Did you know that there are *137 languages spoken in Malaysia? And these languages are not mutually intelligible even within the same language like Malay, Chinese, or Indian dialects.
I know. Sounds like a typo. It's not.
Let that sink in for a second. We're not talking about 137 dialects of one or two languages. We're talking 137 distinct languages, coexisting in a country with only 0.4% of the world’s population.
And here's what makes it more interesting; even within what we casually lump together as "Malay," there are versions of it that simply do not click with each other.
I found this out the hard way.
I was in Kelantan, surrounded by locals, listening to what I thought was perfectly serviceable Malay. Confident. Clear. Practically eloquent.
Blank stares.
Not the polite kind either. I could’ve easily say, "boy, you might as well be speaking Greek."
Turns out Kelantanese Malay carries its own rhythm, its own vocabulary, its own personality — fast, clipped, and peppered with words that don't exist anywhere else in the country. It's Malay, technically.
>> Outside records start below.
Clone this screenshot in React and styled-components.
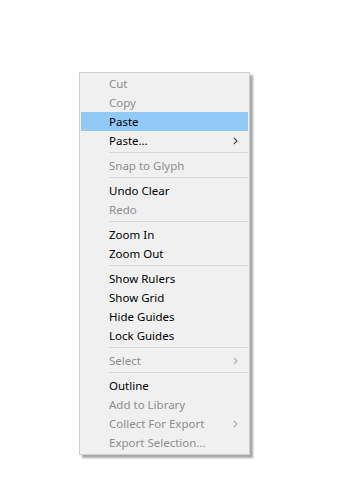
import React from 'react'
import styled, { createGlobalStyle } from 'styled-components'

const GlobalStyle = createGlobalStyle`
    html, body {
        margin:0;
        padding:0;
        background:#ffffff;
    }
`

const groups = [
    [
        { label: 'Cut', disabled: true },
        { label: 'Copy', disabled: true },
        { label: 'Paste', active: true },
        { label: 'Paste...', sub: true },
    ],
    [{ label: 'Snap to Glyph', disabled: true }],
    [
        { label: 'Undo Clear' },
        { label: 'Redo', disabled: true },
    ],
    [
        { label: 'Zoom In' },
        { label: 'Zoom Out' },
    ],
    [
        { label: 'Show Rulers' },
        { label: 'Show Grid' },
        { label: 'Hide Guides' },
        { label: 'Lock Guides' },
    ],
    [{ label: 'Select', disabled: true, sub: true }],
    [
        { label: 'Outline' },
        { label: 'Add to Library', disabled: true },
        { label: 'Collect For Export', disabled: true, sub: true },
        { label: 'Export Selection...', disabled: true },
    ],
]

const Chevron = ({ disabled }) => (
    <svg width="5" height="8" viewBox="0 0 5 8">
        <path d="M0.8 0.8 L4 4 L0.8 7.2" fill="none"
            stroke={disabled ? '#a8a8a8' : '#444'} strokeWidth="1.1" />
    </svg>
)

const App = () => {
    return (
        <Page>
            <GlobalStyle />
            <Menu>
                {groups.map((group, gi) => (
                    <React.Fragment key={gi}>
                        {gi > 0 && <Separator />}
                        {group.map((item) => (
                            <Item key={item.label} $active={item.active} $disabled={item.disabled}>
                                <span>{item.label.replace('...', '\u2026')}</span>
                                {item.sub && <Chevron disabled={item.disabled} />}
                            </Item>
                        ))}
                    </React.Fragment>
                ))}
            </Menu>
        </Page>
    )
}

const Page = styled.div`
    width:358px;
    height:490px;
    padding:72px 0 0 79px;
    box-sizing:border-box;
`

const Menu = styled.div`
    width:171px;
    box-sizing:border-box;
    background:#f0f0f0;
    border:1px solid #cfcfcf;
    padding:1px 1px 2px 1px;
    box-shadow:3px 3px 2px rgba(0,0,0,0.35);
    font-family:'Noto Sans', 'Open Sans', sans-serif;
    font-size:11.5px;
`

const Item = styled.div`
    display:flex;
    align-items:center;
    justify-content:space-between;
    box-sizing:border-box;
    height:19px;
    padding:1px 10px 0 28px;
    background:${(props) => props.$active ? '#91c9f7' : 'transparent'};
    color:${(props) => props.$disabled ? '#8d8d8d' : '#000000'};
    line-height:18px;
    white-space:nowrap;
`

const Separator = styled.div`
    height:1px;
    margin:2px 0 3px 28px;
    background:#d7d7d7;
`

export default App
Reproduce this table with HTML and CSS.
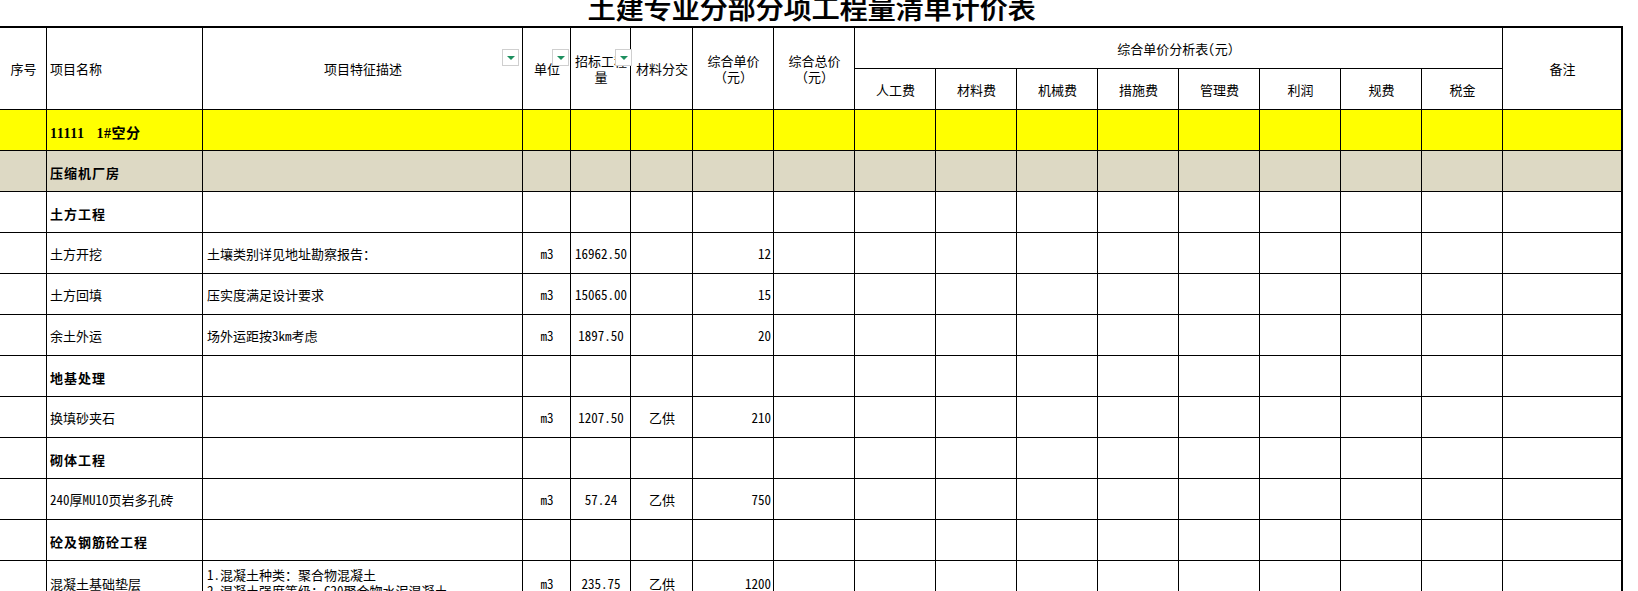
FILE: index.html
```html
<!DOCTYPE html>
<html lang="zh-CN">
<head>
<meta charset="utf-8">
<title>土建专业分部分项工程量清单计价表</title>
<link rel="stylesheet" href="styles.css">
</head>
<body>
<div class="sheet">
  <div class="title"><h1>土建专业分部分项工程量清单计价表</h1></div>
  <div class="table">
    <div class="head">
      <div class="c hs ctr">序号</div>
      <div class="c hs l">项目名称</div>
      <div class="c hs ctr">项目特征描述<span class="fbtn fb-a"></span></div>
      <div class="c hs ctr">单位<span class="fbtn fb-b"></span></div>
      <div class="c hs ctr wrap">招标工程量<span class="fbtn fb-c"></span></div>
      <div class="c hs ctr">材料分交</div>
      <div class="c hs ctr wrap">综合单价<br>（元）</div>
      <div class="c hs ctr wrap">综合总价<br>（元）</div>
      <div class="c ana ctr">综合单价分析表(元）</div>
      <div class="c sub ctr">人工费</div>
      <div class="c sub ctr">材料费</div>
      <div class="c sub ctr">机械费</div>
      <div class="c sub ctr">措施费</div>
      <div class="c sub ctr">管理费</div>
      <div class="c sub ctr">利润</div>
      <div class="c sub ctr">规费</div>
      <div class="c sub ctr">税金</div>
      <div class="c hs ctr">备注</div>
    </div>

    <div class="row yellow">
      <div class="c"></div><div class="c l code">11111   1#空分</div><div class="c"></div><div class="c"></div><div class="c"></div><div class="c"></div><div class="c"></div><div class="c"></div><div class="c"></div><div class="c"></div><div class="c"></div><div class="c"></div><div class="c"></div><div class="c"></div><div class="c"></div><div class="c"></div><div class="c"></div>
    </div>

    <div class="row tan">
      <div class="c"></div><div class="c l sec">压缩机厂房</div><div class="c"></div><div class="c"></div><div class="c"></div><div class="c"></div><div class="c"></div><div class="c"></div><div class="c"></div><div class="c"></div><div class="c"></div><div class="c"></div><div class="c"></div><div class="c"></div><div class="c"></div><div class="c"></div><div class="c"></div>
    </div>

    <div class="row">
      <div class="c"></div><div class="c l sec">土方工程</div><div class="c"></div><div class="c"></div><div class="c"></div><div class="c"></div><div class="c"></div><div class="c"></div><div class="c"></div><div class="c"></div><div class="c"></div><div class="c"></div><div class="c"></div><div class="c"></div><div class="c"></div><div class="c"></div><div class="c"></div>
    </div>

    <div class="row">
      <div class="c"></div><div class="c l">土方开挖</div><div class="c l d">土壤类别详见地址勘察报告：</div><div class="c ctr">m3</div><div class="c ctr">16962.50</div><div class="c ctr"></div><div class="c r">12</div><div class="c"></div><div class="c"></div><div class="c"></div><div class="c"></div><div class="c"></div><div class="c"></div><div class="c"></div><div class="c"></div><div class="c"></div><div class="c"></div>
    </div>

    <div class="row">
      <div class="c"></div><div class="c l">土方回填</div><div class="c l d">压实度满足设计要求</div><div class="c ctr">m3</div><div class="c ctr">15065.00</div><div class="c ctr"></div><div class="c r">15</div><div class="c"></div><div class="c"></div><div class="c"></div><div class="c"></div><div class="c"></div><div class="c"></div><div class="c"></div><div class="c"></div><div class="c"></div><div class="c"></div>
    </div>

    <div class="row">
      <div class="c"></div><div class="c l">余土外运</div><div class="c l d">场外运距按3km考虑</div><div class="c ctr">m3</div><div class="c ctr">1897.50</div><div class="c ctr"></div><div class="c r">20</div><div class="c"></div><div class="c"></div><div class="c"></div><div class="c"></div><div class="c"></div><div class="c"></div><div class="c"></div><div class="c"></div><div class="c"></div><div class="c"></div>
    </div>

    <div class="row">
      <div class="c"></div><div class="c l sec">地基处理</div><div class="c"></div><div class="c"></div><div class="c"></div><div class="c"></div><div class="c"></div><div class="c"></div><div class="c"></div><div class="c"></div><div class="c"></div><div class="c"></div><div class="c"></div><div class="c"></div><div class="c"></div><div class="c"></div><div class="c"></div>
    </div>

    <div class="row">
      <div class="c"></div><div class="c l">换填砂夹石</div><div class="c l d"></div><div class="c ctr">m3</div><div class="c ctr">1207.50</div><div class="c ctr">乙供</div><div class="c r">210</div><div class="c"></div><div class="c"></div><div class="c"></div><div class="c"></div><div class="c"></div><div class="c"></div><div class="c"></div><div class="c"></div><div class="c"></div><div class="c"></div>
    </div>

    <div class="row">
      <div class="c"></div><div class="c l sec">砌体工程</div><div class="c"></div><div class="c"></div><div class="c"></div><div class="c"></div><div class="c"></div><div class="c"></div><div class="c"></div><div class="c"></div><div class="c"></div><div class="c"></div><div class="c"></div><div class="c"></div><div class="c"></div><div class="c"></div><div class="c"></div>
    </div>

    <div class="row">
      <div class="c"></div><div class="c l">240厚MU10页岩多孔砖</div><div class="c l d"></div><div class="c ctr">m3</div><div class="c ctr">57.24</div><div class="c ctr">乙供</div><div class="c r">750</div><div class="c"></div><div class="c"></div><div class="c"></div><div class="c"></div><div class="c"></div><div class="c"></div><div class="c"></div><div class="c"></div><div class="c"></div><div class="c"></div>
    </div>

    <div class="row">
      <div class="c"></div><div class="c l sec">砼及钢筋砼工程</div><div class="c"></div><div class="c"></div><div class="c"></div><div class="c"></div><div class="c"></div><div class="c"></div><div class="c"></div><div class="c"></div><div class="c"></div><div class="c"></div><div class="c"></div><div class="c"></div><div class="c"></div><div class="c"></div><div class="c"></div>
    </div>

    <div class="row tall">
      <div class="c"></div><div class="c l">混凝土基础垫层</div><div class="c l d multi">1.混凝土种类：聚合物混凝土<br>2.混凝土强度等级：C20聚合物水泥混凝土</div><div class="c ctr">m3</div><div class="c ctr">235.75</div><div class="c ctr">乙供</div><div class="c r">1200</div><div class="c"></div><div class="c"></div><div class="c"></div><div class="c"></div><div class="c"></div><div class="c"></div><div class="c"></div><div class="c"></div><div class="c"></div><div class="c"></div>
    </div>
  </div>
</div>
</body>
</html>
```

FILE: styles.css
```css
html, body {
  margin: 0;
  padding: 0;
  background: #fff;
}

body {
  font-family: "Noto Sans Mono CJK SC", "Noto Sans CJK SC", sans-serif;
  font-size: 13px;
  color: #000;
  overflow: hidden;
}

.sheet {
  width: 1623px;
}

.title {
  height: 26px;
  display: flex;
  justify-content: center;
}

.title h1 {
  margin: -7px 0 0 0;
  font-family: "Noto Sans CJK SC", sans-serif;
  font-size: 28px;
  line-height: 28px;
  font-weight: 500;
  letter-spacing: 0;
  white-space: nowrap;
  text-shadow: 0.5px 0 0 #555;
}

.table {
  --cols: 46px 155px 319px 47px 59px 61px repeat(10, 80px) 118px;
  display: flex;
  flex-direction: column;
  gap: 1px;
  background: #000;
  border-top: 2px solid #000;
  border-right: 2px solid #000;
}

.head {
  display: grid;
  grid-template-columns: var(--cols);
  grid-template-rows: 40px 40px;
  gap: 1px;
}

.row {
  display: grid;
  grid-template-columns: var(--cols);
  grid-template-rows: 40px;
  gap: 1px;
}

.row.tall {
  grid-template-rows: 44px;
}

.c {
  background: #fff;
  display: flex;
  align-items: center;
  padding: 0 2px 0 3px;
  white-space: nowrap;
  position: relative;
  min-width: 0;
}

.yellow .c { background: #ffff00; }
.tan .c { background: #ddd9c4; }

.l { justify-content: flex-start; }
.ctr { justify-content: center; text-align: center; }
.r { justify-content: flex-end; }

.hs { grid-row: 1 / 3; }
.ana { grid-row: 1; grid-column: span 8; }
.sub { grid-row: 2; }

.wrap {
  white-space: normal;
  line-height: 16px;
}

.sec {
  font-family: "Noto Sans CJK SC", sans-serif;
  font-weight: 700;
  letter-spacing: 1px;
  padding-top: 2px;
}

.code {
  font-family: "Liberation Serif", "Noto Sans CJK SC", serif;
  font-weight: 700;
  font-size: 14px;
  letter-spacing: 0.5px;
  white-space: pre;
  padding-top: 3px;
}

.d { padding-left: 4px; }

.multi {
  white-space: nowrap;
  line-height: 16px;
  align-items: center;
  padding-top: 0;
}

.fbtn {
  position: absolute;
  top: 21px;
  width: 17px;
  height: 17px;
  box-sizing: border-box;
  border: 1px solid #cfcfcf;
  background: #fff;
  display: flex;
  align-items: center;
  justify-content: center;
  z-index: 1;
}

.fbtn::after {
  content: "";
  width: 0;
  height: 0;
  border-left: 4px solid transparent;
  border-right: 4px solid transparent;
  border-top: 4px solid #1d8f5e;
}

.fb-a { right: 3px; }
.fb-b { right: 1px; }
.fb-c { right: -2px; }
```
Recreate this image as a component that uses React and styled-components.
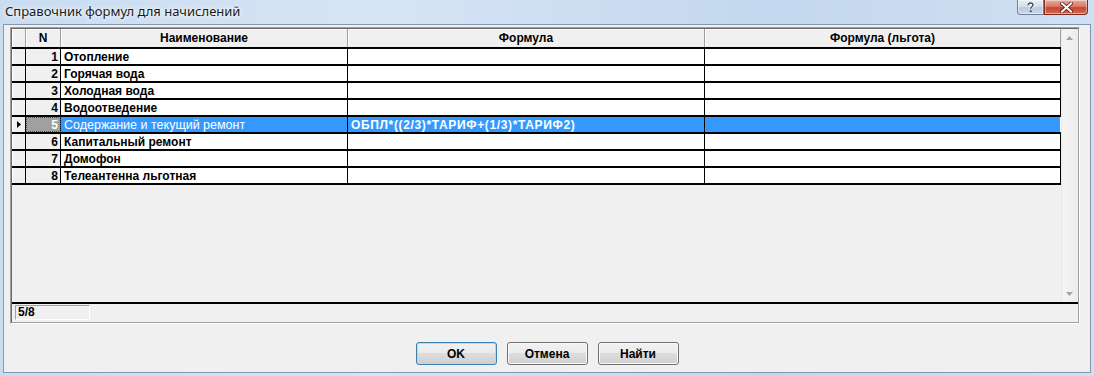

But it's also not my Malay.
So there I was, a Malay speaker, momentarily lost in translation, in Malaysia, speaking Malay, to Malays.
If that's not peak Malaysia, I don't know what is.
This is the bit that doesn't make it into the tourism brochures. We talk about our food, our festivals, our "1Malaysia" spirit, rightly so. But we rarely talk about just how linguistically wild this country actually is under the hood.
137 languages. Spoken across a population smaller than California's. That's not diversity for the sake of a nice statistic; that's 137 different ways of seeing the world, all squeezed into one small nation.
And somehow, we still manage to understand each other. Mostly through patience, a lot of hand gestures, and the universal Malaysian fallback of just smiling and nodding until someone translates.
So the next time someone tells you they "speak Malay," ask them: which one? I speak the Pahang Malay, and even in Pahang I find it hard to understand people in different part of Pahang speak, like middle Pahang and Ulu Pahang dialects.
In Malaysia, that question is more loaded than it sounds.